• _Dataset section_:
++++

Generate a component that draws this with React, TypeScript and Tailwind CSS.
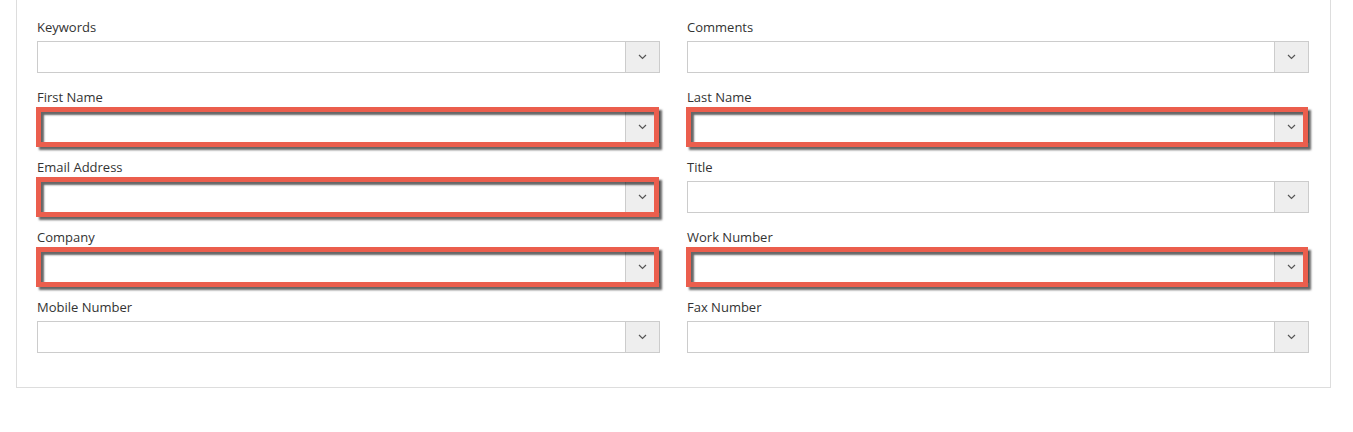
import React from "react";

type F = { label: string; hl?: boolean };

const left: F[] = [
  { label: "Keywords" },
  { label: "First Name", hl: true },
  { label: "Email Address", hl: true },
  { label: "Company", hl: true },
  { label: "Mobile Number" },
];
const right: F[] = [
  { label: "Comments" },
  { label: "Last Name", hl: true },
  { label: "Title" },
  { label: "Work Number", hl: true },
  { label: "Fax Number" },
];

function Field({ label, hl }: F) {
  return (
    <div className="flex flex-col">
      <div className="h-[18px] leading-[18px] text-[13px] text-[#333] mb-[5px]">{label}</div>
      <div className="relative flex h-[32px] border border-[#ccc] bg-white">
        <div className="flex-1" />
        <div className="w-[34px] border-l border-[#ccc] bg-[#eee] flex items-center justify-center">
          <svg width="9" height="6" viewBox="0 0 9 6">
            <polyline points="1,1 4.5,4.5 8,1" fill="none" stroke="#555" strokeWidth="1.2" />
          </svg>
        </div>
        {hl && (
          <div className="pointer-events-none absolute left-[-2px] right-[0px] top-[-5px] bottom-[-5px] border-[5px] border-[#eb5e4d] shadow-[3px_3px_2px_rgba(0,0,0,0.6),inset_3px_3px_2px_rgba(0,0,0,0.6)]" />
        )}
      </div>
    </div>
  );
}

export default function App() {
  return (
    <div className="w-[1353px] h-[432px] bg-white font-['Open_Sans',sans-serif]">
      <div className="ml-[16px] w-[1315px] border border-t-0 border-[#ddd] pt-[18px] pb-[34px] px-[20px]">
        <div className="grid grid-cols-[623px_622px] gap-x-[27px]">
          <div className="flex flex-col gap-[15px]">
            {left.map((f) => (
              <Field key={f.label} {...f} />
            ))}
          </div>
          <div className="flex flex-col gap-[15px]">
            {right.map((f) => (
              <Field key={f.label} {...f} />
            ))}
          </div>
        </div>
      </div>
    </div>
  );
}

++++

Write the listing out a second time exactly, dropping all images.

Generate a component that draws this with React, TypeScript and Tailwind CSS.
import React from "react";

type F = { label: string; hl?: boolean };

const left: F[] = [
  { label: "Keywords" },
  { label: "First Name", hl: true },
  { label: "Email Address", hl: true },
  { label: "Company", hl: true },
  { label: "Mobile Number" },
];
const right: F[] = [
  { label: "Comments" },
  { label: "Last Name", hl: true },
  { label: "Title" },
  { label: "Work Number", hl: true },
  { label: "Fax Number" },
];

function Field({ label, hl }: F) {
  return (
    <div className="flex flex-col">
      <div className="h-[18px] leading-[18px] text-[13px] text-[#333] mb-[5px]">{label}</div>
      <div className="relative flex h-[32px] border border-[#ccc] bg-white">
        <div className="flex-1" />
        <div className="w-[34px] border-l border-[#ccc] bg-[#eee] flex items-center justify-center">
          <svg width="9" height="6" viewBox="0 0 9 6">
            <polyline points="1,1 4.5,4.5 8,1" fill="none" stroke="#555" strokeWidth="1.2" />
          </svg>
        </div>
        {hl && (
          <div className="pointer-events-none absolute left-[-2px] right-[0px] top-[-5px] bottom-[-5px] border-[5px] border-[#eb5e4d] shadow-[3px_3px_2px_rgba(0,0,0,0.6),inset_3px_3px_2px_rgba(0,0,0,0.6)]" />
        )}
      </div>
    </div>
  );
}

export default function App() {
  return (
    <div className="w-[1353px] h-[432px] bg-white font-['Open_Sans',sans-serif]">
      <div className="ml-[16px] w-[1315px] border border-t-0 border-[#ddd] pt-[18px] pb-[34px] px-[20px]">
        <div className="grid grid-cols-[623px_622px] gap-x-[27px]">
          <div className="flex flex-col gap-[15px]">
            {left.map((f) => (
              <Field key={f.label} {...f} />
            ))}
          </div>
          <div className="flex flex-col gap-[15px]">
            {right.map((f) => (
              <Field key={f.label} {...f} />
            ))}
          </div>
        </div>
      </div>
    </div>
  );
}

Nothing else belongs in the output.